As the guinea pig and guide of this new initiative, I was welcomed to Staunton with open arms and an ensemble of play lovers who asked smart questions that helped my play grow in ways I couldn’t have imagined back in my living room. During previews, after an intense but fruitful rewriting process, a patron came up to me and said, “The connections you have made to Shakespeare are outstanding.” A sentence I never thought I’d hear but the truth is we are all in conversation with each other. As a writer I love creating stories with friends who become collaborators, just like Shakespeare did, and believe I had a visceral response to reading Merry Wives because a man had built a foundation of truth and connection during the time he was living; something I hope to continue to do as a writer. It’s the players who raise the stakes of a play and bring it to the next level, and what a gift to have had that opportunity.
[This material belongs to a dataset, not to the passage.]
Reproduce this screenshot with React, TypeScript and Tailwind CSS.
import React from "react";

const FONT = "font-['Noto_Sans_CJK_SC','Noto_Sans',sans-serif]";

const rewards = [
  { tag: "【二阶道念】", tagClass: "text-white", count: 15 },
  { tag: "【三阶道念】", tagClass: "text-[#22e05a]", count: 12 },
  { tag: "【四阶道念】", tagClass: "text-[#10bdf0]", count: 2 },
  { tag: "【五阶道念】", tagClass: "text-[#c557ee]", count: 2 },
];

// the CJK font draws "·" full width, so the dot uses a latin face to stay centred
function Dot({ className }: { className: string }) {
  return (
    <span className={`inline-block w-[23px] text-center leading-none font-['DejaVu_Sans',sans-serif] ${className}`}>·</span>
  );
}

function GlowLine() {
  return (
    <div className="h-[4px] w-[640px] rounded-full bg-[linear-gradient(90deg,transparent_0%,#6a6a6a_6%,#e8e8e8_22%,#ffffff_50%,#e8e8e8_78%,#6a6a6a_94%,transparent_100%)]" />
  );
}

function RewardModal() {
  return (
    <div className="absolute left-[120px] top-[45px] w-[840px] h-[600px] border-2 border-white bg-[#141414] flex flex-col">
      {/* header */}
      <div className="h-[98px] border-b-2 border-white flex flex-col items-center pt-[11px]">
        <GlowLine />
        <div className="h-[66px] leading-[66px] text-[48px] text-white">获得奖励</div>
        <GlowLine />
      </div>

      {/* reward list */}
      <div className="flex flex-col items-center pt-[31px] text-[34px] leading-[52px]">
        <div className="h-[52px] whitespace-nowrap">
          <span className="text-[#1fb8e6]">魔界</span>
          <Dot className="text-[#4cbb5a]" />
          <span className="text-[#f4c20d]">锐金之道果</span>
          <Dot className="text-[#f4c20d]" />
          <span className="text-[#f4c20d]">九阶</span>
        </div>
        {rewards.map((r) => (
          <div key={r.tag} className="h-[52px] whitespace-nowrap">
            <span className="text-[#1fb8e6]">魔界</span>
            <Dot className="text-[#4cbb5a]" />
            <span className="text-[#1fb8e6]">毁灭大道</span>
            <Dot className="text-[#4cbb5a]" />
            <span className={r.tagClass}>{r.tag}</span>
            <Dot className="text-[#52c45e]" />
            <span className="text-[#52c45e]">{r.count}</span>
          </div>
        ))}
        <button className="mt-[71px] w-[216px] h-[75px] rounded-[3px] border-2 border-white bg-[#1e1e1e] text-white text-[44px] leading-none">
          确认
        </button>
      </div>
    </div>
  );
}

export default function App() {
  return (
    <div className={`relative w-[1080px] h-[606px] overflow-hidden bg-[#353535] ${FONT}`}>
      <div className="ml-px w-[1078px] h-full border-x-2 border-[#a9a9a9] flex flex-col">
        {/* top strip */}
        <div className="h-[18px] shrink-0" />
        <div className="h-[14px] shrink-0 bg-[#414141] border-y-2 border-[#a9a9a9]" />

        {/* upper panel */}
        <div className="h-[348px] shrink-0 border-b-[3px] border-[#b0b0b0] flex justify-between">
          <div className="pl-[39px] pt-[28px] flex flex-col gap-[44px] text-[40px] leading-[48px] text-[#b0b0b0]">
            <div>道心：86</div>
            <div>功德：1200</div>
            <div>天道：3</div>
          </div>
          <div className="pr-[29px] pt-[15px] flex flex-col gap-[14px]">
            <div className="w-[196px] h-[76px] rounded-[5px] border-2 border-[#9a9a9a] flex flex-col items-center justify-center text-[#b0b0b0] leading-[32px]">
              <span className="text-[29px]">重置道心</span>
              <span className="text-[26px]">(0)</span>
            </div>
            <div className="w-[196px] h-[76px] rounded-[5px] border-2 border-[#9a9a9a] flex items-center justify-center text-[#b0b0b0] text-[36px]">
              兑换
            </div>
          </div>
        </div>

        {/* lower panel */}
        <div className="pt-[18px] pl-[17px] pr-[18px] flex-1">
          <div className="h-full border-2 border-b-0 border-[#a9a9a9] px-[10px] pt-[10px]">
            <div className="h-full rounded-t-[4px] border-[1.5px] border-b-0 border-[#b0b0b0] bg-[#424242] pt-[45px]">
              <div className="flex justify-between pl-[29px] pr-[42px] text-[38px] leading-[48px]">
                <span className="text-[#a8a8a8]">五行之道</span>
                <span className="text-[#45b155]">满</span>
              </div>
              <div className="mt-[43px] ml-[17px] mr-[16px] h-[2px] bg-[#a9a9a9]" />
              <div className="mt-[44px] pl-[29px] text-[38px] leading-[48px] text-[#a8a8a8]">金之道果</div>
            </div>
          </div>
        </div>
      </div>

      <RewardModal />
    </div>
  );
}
Last weekend I returned to the closing of Anne Page Hates Fun and ran into ASC’s director of mission, Ralph Cohen. It had been two months since I was inside the Blackfriars and he smiled and said, “Feels like home, doesn’t it?”, and surprisingly I had never felt more at home. The gift of winning the competition went well beyond the monetary prize and world premiere production, it was the community of artists who in this small town in Virginia allowed me to put down my fear, lean into collaboration, and learn to love and appreciate a man I will never meet but feel somehow, I have always known.